Another paradox, what was Holiday’s standing in the matter? And not as a potential victim and/or innocent instigator but as a professional entertainer possessed of both skill and experience with the variety of rhetorical, physical, and social crowd-management skills one tends to develop when one is in such a field? One can both deplore the industrial institution of pornography, and criticize the effect its practitioners and producers has on it’s consumers, without concluding that dominant masculinity is mob/rape based.

No doubt further into the book Jensen will have detailed interviews with Holiday, participants in the crowd/mob, and perhaps certain concerned onlookers such as the aforementioned security guards, and will be able to explain exactly how uncontrollable the men became, and how unaware Holiday was of any danger she was in. And if so then heck yes, I’m willing to believe his analysis in that front section. Barring further details I’m not prepared to believe his was the only possible interpretation.

—-

While ferrying my children home from school and, later, while putting together dinner, I realized my beef with the ravening mob scenario Jensen paints as specifically male: this time of year one regularly encounters stories of near-identical riot/mob behavior in department stores over Tickle-me Elmos (mixed groups of men and women) or high-end “bargain-basement” sales (mainly women’s wear and therefore mainly women customers.) The point being that attributing a disturbing modern human characteristic to only one gender is problematic. And while it’s an adrenaline-squirtingly sensational way to start a book (in the same sense the average CNN or FOX news promo is sensational) the use of sensation detracts from what I think might be more subtle but also perhaps more disturbing insights about vulnerability and agency.

—-

And, again, perhaps I’m over interpreting a little teaser text, but as Courtney Martin hints at Feministing, does seem to suggest there may be a bit of male self-loathing mixed in with what sounds like a thorough (and, I might add, much needed) critique of masculinity, especially as it relates to masculinity and the dominant tropes of pornography.

I’ll have more to say, of course, when I’ve read more than this very short intro.

Update: Ok, got to read part of the actual book last night.
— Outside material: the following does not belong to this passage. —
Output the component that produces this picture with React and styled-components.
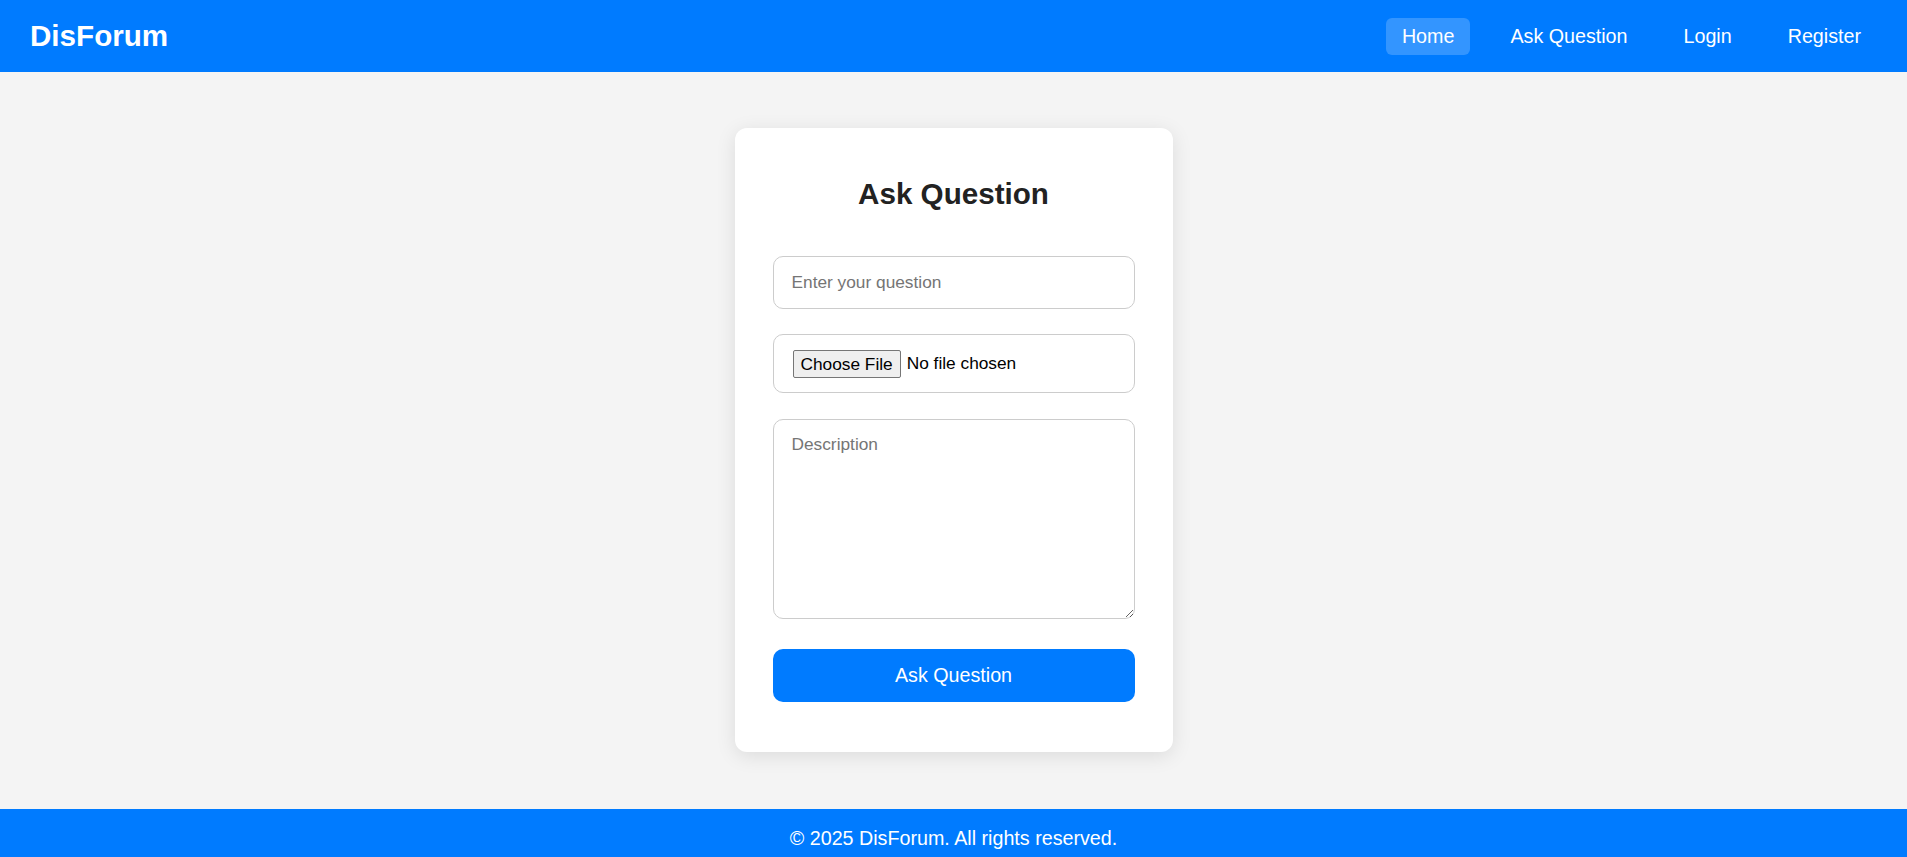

He begins by talking about his discontent with the artificial construct of masculinity that can afflict men the same way “femininity” can be a problem for women. At the very least it looks like he found that for him overcoming porn culture was a way out of the masculinity trap.
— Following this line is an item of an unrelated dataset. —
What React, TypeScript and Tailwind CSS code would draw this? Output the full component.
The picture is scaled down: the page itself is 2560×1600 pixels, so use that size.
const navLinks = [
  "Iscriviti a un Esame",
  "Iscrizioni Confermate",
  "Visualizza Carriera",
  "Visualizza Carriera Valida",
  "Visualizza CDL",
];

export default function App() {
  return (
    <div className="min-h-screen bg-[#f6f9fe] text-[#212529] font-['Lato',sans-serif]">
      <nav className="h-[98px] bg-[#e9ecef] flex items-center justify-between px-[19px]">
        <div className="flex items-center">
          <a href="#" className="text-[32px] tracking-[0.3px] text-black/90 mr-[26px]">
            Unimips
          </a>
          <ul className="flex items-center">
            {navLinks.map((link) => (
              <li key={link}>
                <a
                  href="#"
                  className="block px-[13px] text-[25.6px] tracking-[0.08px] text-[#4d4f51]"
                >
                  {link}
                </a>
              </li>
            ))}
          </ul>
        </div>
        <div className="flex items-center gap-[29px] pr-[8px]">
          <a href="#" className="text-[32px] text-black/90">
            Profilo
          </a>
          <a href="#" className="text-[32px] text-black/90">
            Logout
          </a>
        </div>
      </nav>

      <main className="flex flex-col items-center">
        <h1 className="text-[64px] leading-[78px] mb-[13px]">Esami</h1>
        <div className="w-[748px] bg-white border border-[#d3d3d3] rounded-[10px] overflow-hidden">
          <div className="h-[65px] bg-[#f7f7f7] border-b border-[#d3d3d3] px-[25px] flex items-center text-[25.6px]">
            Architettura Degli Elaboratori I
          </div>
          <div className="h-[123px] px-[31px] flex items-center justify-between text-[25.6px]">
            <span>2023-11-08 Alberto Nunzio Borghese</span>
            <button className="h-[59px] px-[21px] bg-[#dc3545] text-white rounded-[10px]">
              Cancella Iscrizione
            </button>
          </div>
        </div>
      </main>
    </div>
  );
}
One of the really great moments so far was when he said he was told he couldn’t join a Minneapolis anti-porn organization if his intention was to rescue women (which could too-easily be masculine colonizing/white-knight-ing) but to rescue himself and other men.

“If you want to be part of this becaus you want to save women, we don’t want you,” [Organizing Against Pornography volunteer Jim Koplin] said. At first I was confused — wasn’t the point of critiquing the sexual exploitation of women in pornography to help women? Yes, Jim explained, but too many men who get involved in such work see themselves as knights in shining armor, riding in like the hero to save women, and they usually turn out not to be trustworthy allies. They are in it for themselves, not to challenge masculinity but to play out the role of heroic man in a new, pseudo-feminist context. You have to be in it for yourself, but in a different way, he said.

You have to be here to save your own life,” Jim told me.

I didn’t understand exactly what he meant at that moment, but something about those words resonated in my gut. This is what feminism offered men — not just a way to help those being hurt, but a way to understand that the same system of male dominance that hurt so many women also made it impossible for men to be fully human.

Now that’s something I can really sink my teeth into! My concern about the scene in his intro was one far less of concern for the porn star who was, after all, an experienced professional exercising agency in a completely supportive environment complete with peers, mentors, assistants, employers, and security guard, but for the crowd off men so attached to porn that they attend porn trade shows and therefore unreflectively subject to be played like violins by men and women with a commercial interest in playing them. And such intrinsic and, agreed, scary-seeming weakness in the construct of masculinity is, I think, tied directly to its sense of privilege and belief in dominance and control such that, as Jensen seems to be saying, it’s necessary to overturn the cult of masculinity in order to save men from themselves and to save women from who men think we have to be.

So again, off to a bad start of what could still be a very good book.